● Data

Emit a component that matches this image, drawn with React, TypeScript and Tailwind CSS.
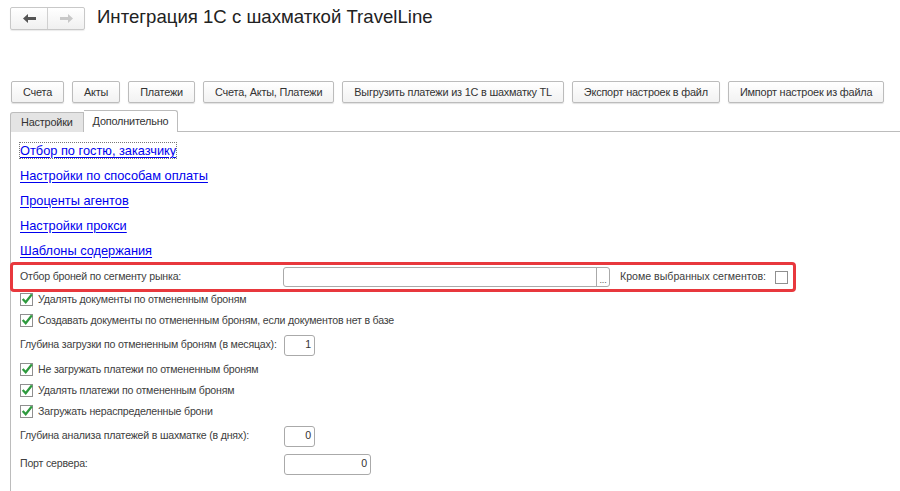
import React from 'react';

const font = { fontFamily: '"Liberation Sans", Arial, sans-serif' };

function Check({ checked }: { checked: boolean }) {
  return (
    <span className="relative w-[13px] h-[13px] border border-[#8f8f8f] bg-white shrink-0 block">
      {checked && (
        <svg viewBox="0 0 13 13" className="absolute -left-px -top-[2px] w-[14px] h-[14px]">
          <path d="M2.5 6.5 L5.3 9.5 L11 2.2" fill="none" stroke="#2e9a3e" strokeWidth="2.2" />
        </svg>
      )}
    </span>
  );
}

function CheckRow({ label }: { label: string }) {
  return (
    <div className="flex items-center gap-[5px] h-[21px]">
      <Check checked />
      <span>{label}</span>
    </div>
  );
}

function NumField({ label, value, width }: { label: string; value: string; width: string }) {
  return (
    <div className="flex items-center h-[28px]">
      <span className="w-[264px] shrink-0 whitespace-nowrap">{label}</span>
      <div className={`${width} h-[21px] border border-[#aaa] rounded-[3px] bg-white flex items-center justify-end pr-[3px] text-[#333]`}>
        {value}
      </div>
    </div>
  );
}

const buttons = [
  'Счета',
  'Акты',
  'Платежи',
  'Счета, Акты, Платежи',
  'Выгрузить платежи из 1С в шахматку TL',
  'Экспорт настроек в файл',
  'Импорт настроек из файла',
];

const links = [
  'Отбор по гостю, заказчику',
  'Настройки по способам оплаты',
  'Проценты агентов',
  'Настройки прокси',
  'Шаблоны содержания',
];

export default function App() {
  return (
    <div className="w-[900px] h-[491px] bg-white overflow-hidden text-[#404040] text-[10.6px] tracking-[-0.2px]" style={font}>
      {/* Header */}
      <div className="flex items-center pl-[10px] pt-[6px] h-[30px]">
        <div className="flex h-[23px] border border-[#c8c8c8] rounded-[2px] bg-gradient-to-b from-white to-[#f0f0f0] shadow-[0_1px_1px_rgba(0,0,0,0.08)]">
          <div className="w-[37px] flex items-center justify-center border-r border-[#d0d0d0]">
            <svg width="13" height="9" viewBox="0 0 13 9">
              <path d="M0 4.5 L5 0 L5 3 L13 3 L13 6 L5 6 L5 9 Z" fill="#555" />
            </svg>
          </div>
          <div className="w-[36px] flex items-center justify-center">
            <svg width="13" height="9" viewBox="0 0 13 9">
              <path d="M13 4.5 L8 0 L8 3 L0 3 L0 6 L8 6 L8 9 Z" fill="#c8c8c8" />
            </svg>
          </div>
        </div>
        <h1 className="ml-[12px] text-[18.6px] tracking-normal text-[#222] leading-none pb-[2px]">Интеграция 1С с шахматкой TravelLine</h1>
      </div>

      {/* Buttons */}
      <div className="flex gap-[8px] pl-[11px] mt-[51px] text-[#333] text-[10.9px]">
        {buttons.map((b) => (
          <div
            key={b}
            className="h-[22px] px-[11px] flex items-center whitespace-nowrap border border-[#bcbcbc] rounded-[2px] bg-gradient-to-b from-white to-[#f2f2f2] shadow-[0_1px_1px_rgba(0,0,0,0.12)]"
          >
            {b}
          </div>
        ))}
      </div>

      {/* Tabs */}
      <div className="flex pl-[10px] mt-[7px] h-[22px] text-[#333] text-[10.9px]">
        <div className="px-[10px] flex items-center bg-[#e4e4e4] border border-[#bcbcbc] border-b-0 rounded-tl-[3px] mt-[2px]">
          Настройки
        </div>
        <div className="px-[9px] flex items-center bg-white border border-[#bcbcbc] border-l-0 border-b-0 rounded-tr-[3px]">
          Дополнительно
        </div>
        <div className="flex-1 border-b border-[#bcbcbc]" />
      </div>

      {/* Content */}
      <div className="ml-[10px] border-l border-[#bcbcbc] h-[360px] pt-[6px]">
        <div className="flex flex-col pl-[9px]">
          {links.map((l, i) => (
            <div key={l} className="h-[25px] flex items-center">
              <a
                href="#"
                className={`text-[12.8px] tracking-normal text-[#0000ee] underline underline-offset-2 leading-[15px] ${
                  i === 0 ? 'outline outline-1 outline-dotted outline-[#777]' : ''
                }`}
              >
                {l}
              </a>
            </div>
          ))}
        </div>

        <div className="-mt-px -ml-px w-[786px] h-[30px] border-[3px] border-[#e8383d] rounded-[4px] flex items-center pl-[7px]">
          <span className="w-[263px] shrink-0 whitespace-nowrap">Отбор броней по сегменту рынка:</span>
          <div className="w-[327px] h-[20px] border border-[#aaa] rounded-[3px] flex justify-end">
            <div className="w-[13px] border-l border-[#aaa] flex items-end justify-center text-[9px] leading-[12px] text-[#555]">...</div>
          </div>
          <span className="ml-[10px] whitespace-nowrap tracking-normal">Кроме выбранных сегментов:</span>
          <span className="ml-[9px]">
            <Check checked={false} />
          </span>
        </div>

        <div className="pl-[9px] -mt-[3px]">
          <CheckRow label="Удалять документы по отмененным броням" />
          <CheckRow label="Создавать документы по отмененным броням, если документов нет в базе" />
          <NumField label="Глубина загрузки по отмененным броням (в месяцах):" value="1" width="w-[31px]" />
          <CheckRow label="Не загружать платежи по отмененным броням" />
          <CheckRow label="Удалять платежи по отмененным броням" />
          <CheckRow label="Загружать нераспределенные брони" />
          <NumField label="Глубина анализа платежей в шахматке (в днях):" value="0" width="w-[31px]" />
          <NumField label="Порт сервера:" value="0" width="w-[87px]" />
        </div>
      </div>
    </div>
  );
}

● The problem
Copy each line in full and exactly, omitting any picture.

● Response to the exercise
Emit a component that matches this image, drawn with React, TypeScript and Tailwind CSS.
import React from 'react';

const font = { fontFamily: '"Liberation Sans", Arial, sans-serif' };

function Check({ checked }: { checked: boolean }) {
  return (
    <span className="relative w-[13px] h-[13px] border border-[#8f8f8f] bg-white shrink-0 block">
      {checked && (
        <svg viewBox="0 0 13 13" className="absolute -left-px -top-[2px] w-[14px] h-[14px]">
          <path d="M2.5 6.5 L5.3 9.5 L11 2.2" fill="none" stroke="#2e9a3e" strokeWidth="2.2" />
        </svg>
      )}
    </span>
  );
}

function CheckRow({ label }: { label: string }) {
  return (
    <div className="flex items-center gap-[5px] h-[21px]">
      <Check checked />
      <span>{label}</span>
    </div>
  );
}

function NumField({ label, value, width }: { label: string; value: string; width: string }) {
  return (
    <div className="flex items-center h-[28px]">
      <span className="w-[264px] shrink-0 whitespace-nowrap">{label}</span>
      <div className={`${width} h-[21px] border border-[#aaa] rounded-[3px] bg-white flex items-center justify-end pr-[3px] text-[#333]`}>
        {value}
      </div>
    </div>
  );
}

const buttons = [
  'Счета',
  'Акты',
  'Платежи',
  'Счета, Акты, Платежи',
  'Выгрузить платежи из 1С в шахматку TL',
  'Экспорт настроек в файл',
  'Импорт настроек из файла',
];

const links = [
  'Отбор по гостю, заказчику',
  'Настройки по способам оплаты',
  'Проценты агентов',
  'Настройки прокси',
  'Шаблоны содержания',
];

export default function App() {
  return (
    <div className="w-[900px] h-[491px] bg-white overflow-hidden text-[#404040] text-[10.6px] tracking-[-0.2px]" style={font}>
      {/* Header */}
      <div className="flex items-center pl-[10px] pt-[6px] h-[30px]">
        <div className="flex h-[23px] border border-[#c8c8c8] rounded-[2px] bg-gradient-to-b from-white to-[#f0f0f0] shadow-[0_1px_1px_rgba(0,0,0,0.08)]">
          <div className="w-[37px] flex items-center justify-center border-r border-[#d0d0d0]">
            <svg width="13" height="9" viewBox="0 0 13 9">
              <path d="M0 4.5 L5 0 L5 3 L13 3 L13 6 L5 6 L5 9 Z" fill="#555" />
            </svg>
          </div>
          <div className="w-[36px] flex items-center justify-center">
            <svg width="13" height="9" viewBox="0 0 13 9">
              <path d="M13 4.5 L8 0 L8 3 L0 3 L0 6 L8 6 L8 9 Z" fill="#c8c8c8" />
            </svg>
          </div>
        </div>
        <h1 className="ml-[12px] text-[18.6px] tracking-normal text-[#222] leading-none pb-[2px]">Интеграция 1С с шахматкой TravelLine</h1>
      </div>

      {/* Buttons */}
      <div className="flex gap-[8px] pl-[11px] mt-[51px] text-[#333] text-[10.9px]">
        {buttons.map((b) => (
          <div
            key={b}
            className="h-[22px] px-[11px] flex items-center whitespace-nowrap border border-[#bcbcbc] rounded-[2px] bg-gradient-to-b from-white to-[#f2f2f2] shadow-[0_1px_1px_rgba(0,0,0,0.12)]"
          >
            {b}
          </div>
        ))}
      </div>

      {/* Tabs */}
      <div className="flex pl-[10px] mt-[7px] h-[22px] text-[#333] text-[10.9px]">
        <div className="px-[10px] flex items-center bg-[#e4e4e4] border border-[#bcbcbc] border-b-0 rounded-tl-[3px] mt-[2px]">
          Настройки
        </div>
        <div className="px-[9px] flex items-center bg-white border border-[#bcbcbc] border-l-0 border-b-0 rounded-tr-[3px]">
          Дополнительно
        </div>
        <div className="flex-1 border-b border-[#bcbcbc]" />
      </div>

      {/* Content */}
      <div className="ml-[10px] border-l border-[#bcbcbc] h-[360px] pt-[6px]">
        <div className="flex flex-col pl-[9px]">
          {links.map((l, i) => (
            <div key={l} className="h-[25px] flex items-center">
              <a
                href="#"
                className={`text-[12.8px] tracking-normal text-[#0000ee] underline underline-offset-2 leading-[15px] ${
                  i === 0 ? 'outline outline-1 outline-dotted outline-[#777]' : ''
                }`}
              >
                {l}
              </a>
            </div>
          ))}
        </div>

        <div className="-mt-px -ml-px w-[786px] h-[30px] border-[3px] border-[#e8383d] rounded-[4px] flex items-center pl-[7px]">
          <span className="w-[263px] shrink-0 whitespace-nowrap">Отбор броней по сегменту рынка:</span>
          <div className="w-[327px] h-[20px] border border-[#aaa] rounded-[3px] flex justify-end">
            <div className="w-[13px] border-l border-[#aaa] flex items-end justify-center text-[9px] leading-[12px] text-[#555]">...</div>
          </div>
          <span className="ml-[10px] whitespace-nowrap tracking-normal">Кроме выбранных сегментов:</span>
          <span className="ml-[9px]">
            <Check checked={false} />
          </span>
        </div>

        <div className="pl-[9px] -mt-[3px]">
          <CheckRow label="Удалять документы по отмененным броням" />
          <CheckRow label="Создавать документы по отмененным броням, если документов нет в базе" />
          <NumField label="Глубина загрузки по отмененным броням (в месяцах):" value="1" width="w-[31px]" />
          <CheckRow label="Не загружать платежи по отмененным броням" />
          <CheckRow label="Удалять платежи по отмененным броням" />
          <CheckRow label="Загружать нераспределенные брони" />
          <NumField label="Глубина анализа платежей в шахматке (в днях):" value="0" width="w-[31px]" />
          <NumField label="Порт сервера:" value="0" width="w-[87px]" />
        </div>
      </div>
    </div>
  );
}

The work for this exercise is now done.